··· Data section

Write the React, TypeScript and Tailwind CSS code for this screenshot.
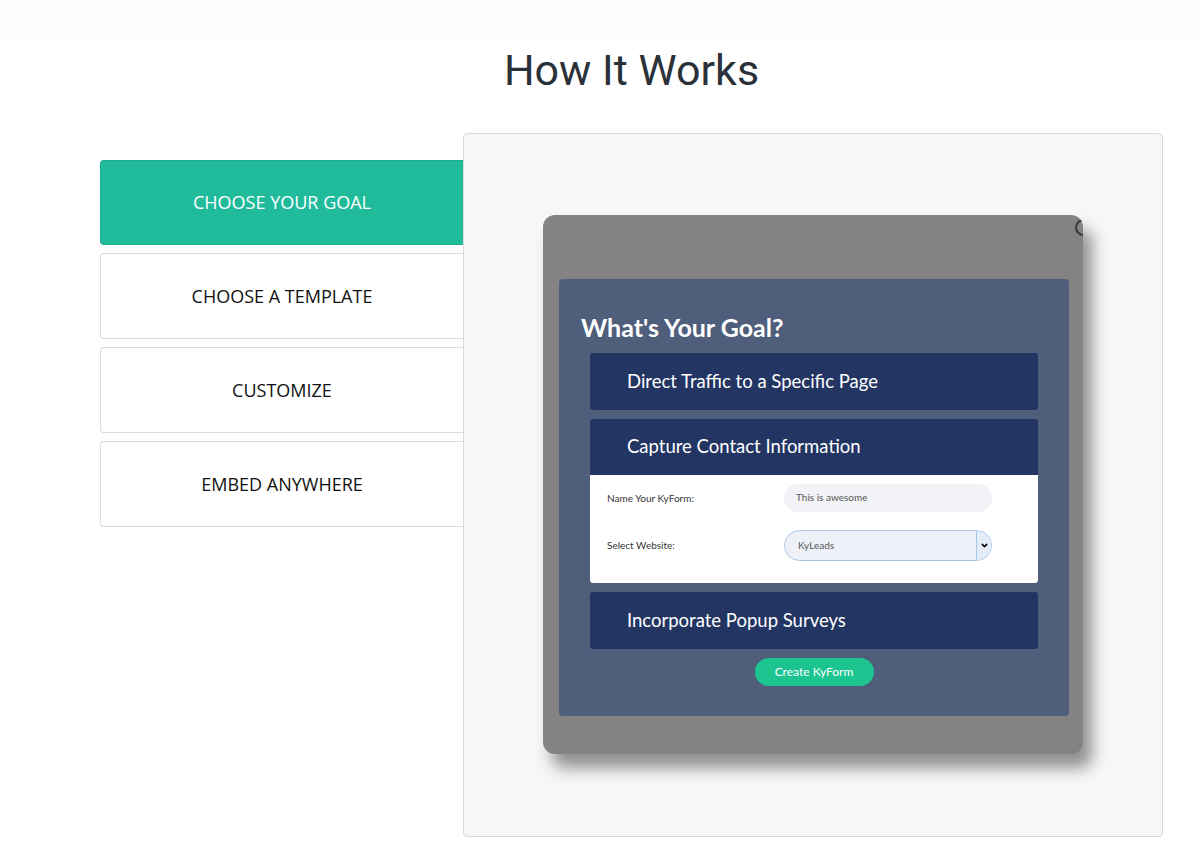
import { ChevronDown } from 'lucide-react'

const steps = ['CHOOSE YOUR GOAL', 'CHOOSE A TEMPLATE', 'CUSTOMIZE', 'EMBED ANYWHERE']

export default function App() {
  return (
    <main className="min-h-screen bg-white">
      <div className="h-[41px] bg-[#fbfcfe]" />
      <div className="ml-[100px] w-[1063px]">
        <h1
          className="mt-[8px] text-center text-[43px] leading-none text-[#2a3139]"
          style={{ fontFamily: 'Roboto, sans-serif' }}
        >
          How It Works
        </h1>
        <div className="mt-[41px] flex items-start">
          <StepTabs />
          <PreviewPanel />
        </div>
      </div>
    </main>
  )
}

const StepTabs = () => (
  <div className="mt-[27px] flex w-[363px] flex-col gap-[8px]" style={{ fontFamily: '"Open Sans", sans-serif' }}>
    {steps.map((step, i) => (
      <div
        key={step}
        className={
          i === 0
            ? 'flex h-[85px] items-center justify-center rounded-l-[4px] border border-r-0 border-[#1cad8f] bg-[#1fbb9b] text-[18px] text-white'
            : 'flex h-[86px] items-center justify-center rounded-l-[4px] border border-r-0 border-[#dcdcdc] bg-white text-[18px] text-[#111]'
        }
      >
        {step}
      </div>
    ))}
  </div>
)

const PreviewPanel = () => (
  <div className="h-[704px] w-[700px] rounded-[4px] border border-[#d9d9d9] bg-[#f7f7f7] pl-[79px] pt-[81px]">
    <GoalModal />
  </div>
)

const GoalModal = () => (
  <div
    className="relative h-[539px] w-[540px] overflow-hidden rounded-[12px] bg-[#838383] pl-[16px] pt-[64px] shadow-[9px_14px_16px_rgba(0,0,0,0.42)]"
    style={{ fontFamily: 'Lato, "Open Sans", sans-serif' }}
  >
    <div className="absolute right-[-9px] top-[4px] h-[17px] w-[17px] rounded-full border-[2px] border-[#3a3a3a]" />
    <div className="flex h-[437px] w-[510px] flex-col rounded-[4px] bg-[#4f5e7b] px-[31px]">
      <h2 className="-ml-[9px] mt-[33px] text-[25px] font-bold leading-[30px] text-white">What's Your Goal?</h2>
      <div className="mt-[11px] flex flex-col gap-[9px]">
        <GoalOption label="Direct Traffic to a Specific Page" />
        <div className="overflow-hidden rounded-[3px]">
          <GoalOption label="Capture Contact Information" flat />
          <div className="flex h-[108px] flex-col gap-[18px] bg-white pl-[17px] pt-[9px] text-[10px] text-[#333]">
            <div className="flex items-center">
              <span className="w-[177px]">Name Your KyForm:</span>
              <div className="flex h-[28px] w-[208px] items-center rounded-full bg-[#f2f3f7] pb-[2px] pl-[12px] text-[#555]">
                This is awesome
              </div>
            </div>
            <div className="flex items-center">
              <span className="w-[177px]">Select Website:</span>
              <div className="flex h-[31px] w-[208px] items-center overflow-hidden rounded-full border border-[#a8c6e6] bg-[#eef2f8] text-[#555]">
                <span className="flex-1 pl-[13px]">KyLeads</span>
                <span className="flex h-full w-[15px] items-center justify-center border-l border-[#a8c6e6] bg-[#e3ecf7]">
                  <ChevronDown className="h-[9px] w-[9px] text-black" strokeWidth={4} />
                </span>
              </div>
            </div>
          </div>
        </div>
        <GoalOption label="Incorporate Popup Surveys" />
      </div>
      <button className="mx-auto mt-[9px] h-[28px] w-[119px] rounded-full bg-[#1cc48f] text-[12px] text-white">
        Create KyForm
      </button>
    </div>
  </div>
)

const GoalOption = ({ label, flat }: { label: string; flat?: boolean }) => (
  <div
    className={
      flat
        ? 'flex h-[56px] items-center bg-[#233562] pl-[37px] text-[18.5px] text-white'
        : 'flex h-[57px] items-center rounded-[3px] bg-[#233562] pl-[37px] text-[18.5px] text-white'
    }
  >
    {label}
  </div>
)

······

### [Your instructions]
Reproduce every line exactly and omit all pictures.

### [Exercise result]
Write the React, TypeScript and Tailwind CSS code for this screenshot.
import { ChevronDown } from 'lucide-react'

const steps = ['CHOOSE YOUR GOAL', 'CHOOSE A TEMPLATE', 'CUSTOMIZE', 'EMBED ANYWHERE']

export default function App() {
  return (
    <main className="min-h-screen bg-white">
      <div className="h-[41px] bg-[#fbfcfe]" />
      <div className="ml-[100px] w-[1063px]">
        <h1
          className="mt-[8px] text-center text-[43px] leading-none text-[#2a3139]"
          style={{ fontFamily: 'Roboto, sans-serif' }}
        >
          How It Works
        </h1>
        <div className="mt-[41px] flex items-start">
          <StepTabs />
          <PreviewPanel />
        </div>
      </div>
    </main>
  )
}

const StepTabs = () => (
  <div className="mt-[27px] flex w-[363px] flex-col gap-[8px]" style={{ fontFamily: '"Open Sans", sans-serif' }}>
    {steps.map((step, i) => (
      <div
        key={step}
        className={
          i === 0
            ? 'flex h-[85px] items-center justify-center rounded-l-[4px] border border-r-0 border-[#1cad8f] bg-[#1fbb9b] text-[18px] text-white'
            : 'flex h-[86px] items-center justify-center rounded-l-[4px] border border-r-0 border-[#dcdcdc] bg-white text-[18px] text-[#111]'
        }
      >
        {step}
      </div>
    ))}
  </div>
)

const PreviewPanel = () => (
  <div className="h-[704px] w-[700px] rounded-[4px] border border-[#d9d9d9] bg-[#f7f7f7] pl-[79px] pt-[81px]">
    <GoalModal />
  </div>
)

const GoalModal = () => (
  <div
    className="relative h-[539px] w-[540px] overflow-hidden rounded-[12px] bg-[#838383] pl-[16px] pt-[64px] shadow-[9px_14px_16px_rgba(0,0,0,0.42)]"
    style={{ fontFamily: 'Lato, "Open Sans", sans-serif' }}
  >
    <div className="absolute right-[-9px] top-[4px] h-[17px] w-[17px] rounded-full border-[2px] border-[#3a3a3a]" />
    <div className="flex h-[437px] w-[510px] flex-col rounded-[4px] bg-[#4f5e7b] px-[31px]">
      <h2 className="-ml-[9px] mt-[33px] text-[25px] font-bold leading-[30px] text-white">What's Your Goal?</h2>
      <div className="mt-[11px] flex flex-col gap-[9px]">
        <GoalOption label="Direct Traffic to a Specific Page" />
        <div className="overflow-hidden rounded-[3px]">
          <GoalOption label="Capture Contact Information" flat />
          <div className="flex h-[108px] flex-col gap-[18px] bg-white pl-[17px] pt-[9px] text-[10px] text-[#333]">
            <div className="flex items-center">
              <span className="w-[177px]">Name Your KyForm:</span>
              <div className="flex h-[28px] w-[208px] items-center rounded-full bg-[#f2f3f7] pb-[2px] pl-[12px] text-[#555]">
                This is awesome
              </div>
            </div>
            <div className="flex items-center">
              <span className="w-[177px]">Select Website:</span>
              <div className="flex h-[31px] w-[208px] items-center overflow-hidden rounded-full border border-[#a8c6e6] bg-[#eef2f8] text-[#555]">
                <span className="flex-1 pl-[13px]">KyLeads</span>
                <span className="flex h-full w-[15px] items-center justify-center border-l border-[#a8c6e6] bg-[#e3ecf7]">
                  <ChevronDown className="h-[9px] w-[9px] text-black" strokeWidth={4} />
                </span>
              </div>
            </div>
          </div>
        </div>
        <GoalOption label="Incorporate Popup Surveys" />
      </div>
      <button className="mx-auto mt-[9px] h-[28px] w-[119px] rounded-full bg-[#1cc48f] text-[12px] text-white">
        Create KyForm
      </button>
    </div>
  </div>
)

const GoalOption = ({ label, flat }: { label: string; flat?: boolean }) => (
  <div
    className={
      flat
        ? 'flex h-[56px] items-center bg-[#233562] pl-[37px] text-[18.5px] text-white'
        : 'flex h-[57px] items-center rounded-[3px] bg-[#233562] pl-[37px] text-[18.5px] text-white'
    }
  >
    {label}
  </div>
)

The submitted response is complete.